Sunday, September 20, 2009

THE ETHICS OF OUR TIME

Ethics are the reason behind the law. Ancient laws were made in support of ancient ethics, and we still keep many of them around. But although mankind hasn’t changed in many ways, there have been many, many changes to our world. It used to be taken for granted that one would earn a living as one’s father did. Can you imagine? It was taken for granted that one would marry. It was taken for granted one would marry someone in your shared race, religion and culture. It was taken for granted that you would produce offspring and they would do exactly the same. These things are no longer supportable. In addressing the ethics of our time, we must consult together to determine what is best for us all. And these are issues that WILL be solved, either by reasoning cooperation or by our silence. How will our present sciences and religions help us know what to do? Today, New Age Spiritualism:

NEW AGE SPIRITUALISM

New Age Spiritualism is not really all that new. Since the 1800s, there’s been a new type of paganism, usually based on the oldest type of animism, that is, belief in “pure ethereal spirit…diffused throughout nature…thought to animate all matter.” Helena Petovna Blavatsky, one of the more famous founders of the doctrine of Theosophy (late 1800s CE), held that “All religions are attempts by the “Spiritual Hierarchy” to help humanity in evolving to greater perfection.” Clearly, this has not happened unless perfection can be equated with technology. But this New Age Mysticism may have provided a much-needed relief to those who were no longer comfortable in the bosom of conventional religion. This “new” or substitute religion has a lot more freedom, imagination, and individual input is more respected. That can make it a very pretty trap.
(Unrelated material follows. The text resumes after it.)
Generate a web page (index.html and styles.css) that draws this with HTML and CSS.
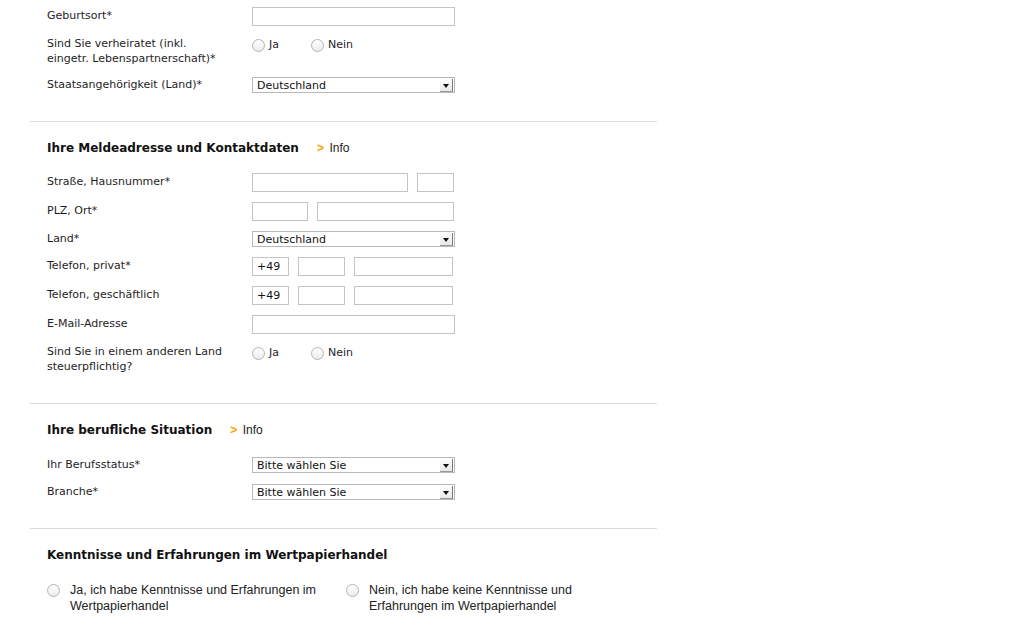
FILE: index.html
```html
<!DOCTYPE html>
<html lang="de">
<head>
<meta charset="UTF-8">
<meta name="viewport" content="width=device-width, initial-scale=1.0">
<title>Antrag</title>
<link rel="stylesheet" href="styles.css">
</head>
<body>
<div class="form">
    <div class="section first">
        <div class="row">
            <div class="label">Geburtsort*</div>
            <div class="field"><span class="input w-full"></span></div>
        </div>
        <div class="row">
            <div class="label multi">Sind Sie verheiratet (inkl.<br>eingetr. Lebenspartnerschaft)*</div>
            <div class="field radios">
                <label class="option"><span class="radio"></span>Ja</label>
                <label class="option"><span class="radio"></span>Nein</label>
            </div>
        </div>
        <div class="row">
            <div class="label sel">Staatsangehörigkeit (Land)*</div>
            <div class="field">
                <div class="select"><span class="value">Deutschland</span><span class="arrow"></span></div>
            </div>
        </div>
    </div>

    <div class="section">
        <h2>Ihre Meldeadresse und Kontaktdaten <a class="info"><b>&gt;</b> Info</a></h2>
        <div class="row">
            <div class="label">Straße, Hausnummer*</div>
            <div class="field"><span class="input w-street"></span><span class="input w-nr"></span></div>
        </div>
        <div class="row">
            <div class="label">PLZ, Ort*</div>
            <div class="field"><span class="input w-plz"></span><span class="input w-ort"></span></div>
        </div>
        <div class="row">
            <div class="label sel">Land*</div>
            <div class="field">
                <div class="select"><span class="value">Deutschland</span><span class="arrow"></span></div>
            </div>
        </div>
        <div class="row">
            <div class="label">Telefon, privat*</div>
            <div class="field"><span class="input w-cc">+49</span><span class="input w-area"></span><span class="input w-tel"></span></div>
        </div>
        <div class="row">
            <div class="label">Telefon, geschäftlich</div>
            <div class="field"><span class="input w-cc">+49</span><span class="input w-area"></span><span class="input w-tel"></span></div>
        </div>
        <div class="row">
            <div class="label">E-Mail-Adresse</div>
            <div class="field"><span class="input w-full"></span></div>
        </div>
        <div class="row">
            <div class="label multi">Sind Sie in einem anderen Land<br>steuerpflichtig?</div>
            <div class="field radios">
                <label class="option"><span class="radio"></span>Ja</label>
                <label class="option"><span class="radio"></span>Nein</label>
            </div>
        </div>
    </div>

    <div class="section">
        <h2 class="roomy">Ihre berufliche Situation <a class="info"><b>&gt;</b> Info</a></h2>
        <div class="row wide">
            <div class="label sel">Ihr Berufsstatus*</div>
            <div class="field">
                <div class="select"><span class="value">Bitte wählen Sie</span><span class="arrow"></span></div>
            </div>
        </div>
        <div class="row">
            <div class="label sel">Branche*</div>
            <div class="field">
                <div class="select"><span class="value">Bitte wählen Sie</span><span class="arrow"></span></div>
            </div>
        </div>
    </div>

    <div class="section last">
        <h2>Kenntnisse und Erfahrungen im Wertpapierhandel</h2>
        <div class="choices">
            <label class="choice"><span class="radio big"></span><span class="text">Ja, ich habe Kenntnisse und Erfahrungen im Wertpapierhandel</span></label>
            <label class="choice"><span class="radio big"></span><span class="text">Nein, ich habe keine Kenntnisse und Erfahrungen im Wertpapierhandel</span></label>
        </div>
    </div>
</div>
</body>
</html>
```

FILE: styles.css
```css
* {
    box-sizing: border-box;
    margin: 0;
    padding: 0;
}

body {
    background: #fff;
    color: #1e1e1e;
    font-family: 'DejaVu Sans', Verdana, sans-serif;
    font-size: 11px;
    line-height: 16px;
}

.form {
    width: 627px;
    margin-left: 30px;
}

.section {
    padding: 18px 0 18px 17px;
    border-bottom: 1px solid #dcdcdc;
}

.section.first {
    padding-top: 7px;
}

.section.last {
    border-bottom: none;
}

h2 {
    font-size: 12px;
    font-weight: bold;
    line-height: 16px;
    color: #111;
    margin-bottom: 17px;
}

h2.roomy {
    margin-bottom: 19px;
}

.info {
    font-family: 'Liberation Sans', Arial, sans-serif;
    font-weight: normal;
    font-size: 12px;
    color: #222;
    margin-left: 14px;
}

.info b {
    color: #f5a400;
    margin-right: 2px;
}

.row {
    display: flex;
    margin-bottom: 10px;
}

.row.wide {
    margin-bottom: 11px;
}

.label {
    width: 205px;
    flex-shrink: 0;
    padding-top: 1px;
}

.label.sel {
    padding-top: 0;
}

.label.multi {
    padding-top: 0;
    line-height: 15px;
    min-height: 31px;
}

.field {
    display: flex;
    gap: 9px;
}

.input {
    display: block;
    height: 19px;
    border: 1px solid #c4c4c4;
    background: #fff;
    padding: 0 4px;
    line-height: 17px;
    color: #111;
}

.w-full { width: 203px; }
.w-street { width: 156px; }
.w-nr { width: 37px; }
.w-plz { width: 56px; }
.w-ort { width: 137px; }
.w-cc { width: 37px; }
.w-area { width: 47px; }
.w-tel { width: 99px; }

.select {
    display: flex;
    width: 203px;
    height: 16px;
    border: 1px solid #b8b8b8;
    background: #fff;
}

.select .value {
    flex: 1;
    padding-left: 4px;
    line-height: 15px;
    color: #111;
}

.select .arrow {
    position: relative;
    width: 13px;
    margin: 1px 1px 0 0;
    background: linear-gradient(#fdfdfd, #e8e8e8);
    border-right: 1px solid #777;
    border-bottom: 1px solid #999;
}

.select .arrow::after {
    content: '';
    position: absolute;
    left: 3px;
    top: 5px;
    border-left: 3px solid transparent;
    border-right: 3px solid transparent;
    border-top: 4px solid #111;
}

.radios {
    gap: 0;
    padding-top: 1px;
}

.option {
    display: flex;
    align-items: center;
    width: 59px;
    height: 16px;
}

.radio {
    display: inline-block;
    width: 13px;
    height: 13px;
    border: 1px solid #b4b4b4;
    border-radius: 50%;
    background: linear-gradient(#ffffff, #ececec);
    margin-right: 4px;
    flex-shrink: 0;
}

.choices {
    display: flex;
    padding-top: 2px;
}

.choice {
    display: flex;
    align-items: flex-start;
    width: 299px;
}

.radio.big {
    margin: 2px 10px 0 0;
}

.choice .text {
    width: 258px;
    font-family: 'Liberation Sans', Arial, sans-serif;
    font-size: 12.5px;
    line-height: 16px;
    color: #222;
}
```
Listen, anyone can take an “inner journey” of the imagination and become queen of the hedgehogs with a crown of diamonds and with the right cues may even be able to find and sustain healing there (sometimes with the right combination of “offerings” and physical, mental or musical routines). But this experience comes strictly from your self and whomever is talking, drumming, etc. NOT from the “spirit realm.” There is no more evidence of a spirit realm than there is of angels. Spiritualist schemes are so vague and have been discredited so often it's amazing that people still buy into them. But maybe it’s the next step after religion, where you at least begin to explore your own mind – there are some amazing things in our minds. Technology now allows us to see almost “into” the mind (without yet having any idea what “mind” is). It show us that whether we see an actual rose or are asked to remember a rose, exactly the same places in the brain light up. So “who” is it that’s deciding one is real and one is remembered? Whoever or whatever it is, it doesn’t seem to be in the brain, but only in the mind.

Lately some spiritualists are preaching about a “Secret” which can make you wealthy beyond your imagination, so long as you can sustain the intention to gain it. But, the only people I see “imagining themselves to wealth” are those who are selling something.* We don’t live in a paradise, and dreaming is not a “super-power.” Here’s how you get wealth:

1) Inherit it
2) Win it
3) Marry it
4) Steal it
5) Work really hard for a really long time
6) Save more, no unnecessary spending – or fun
*7) Find something you can get cheap and sell high

That’s the Secret.

Bottom line; it's okay to put some thought into your day, but your intentions won't change the laws of physics or the balance of the economy.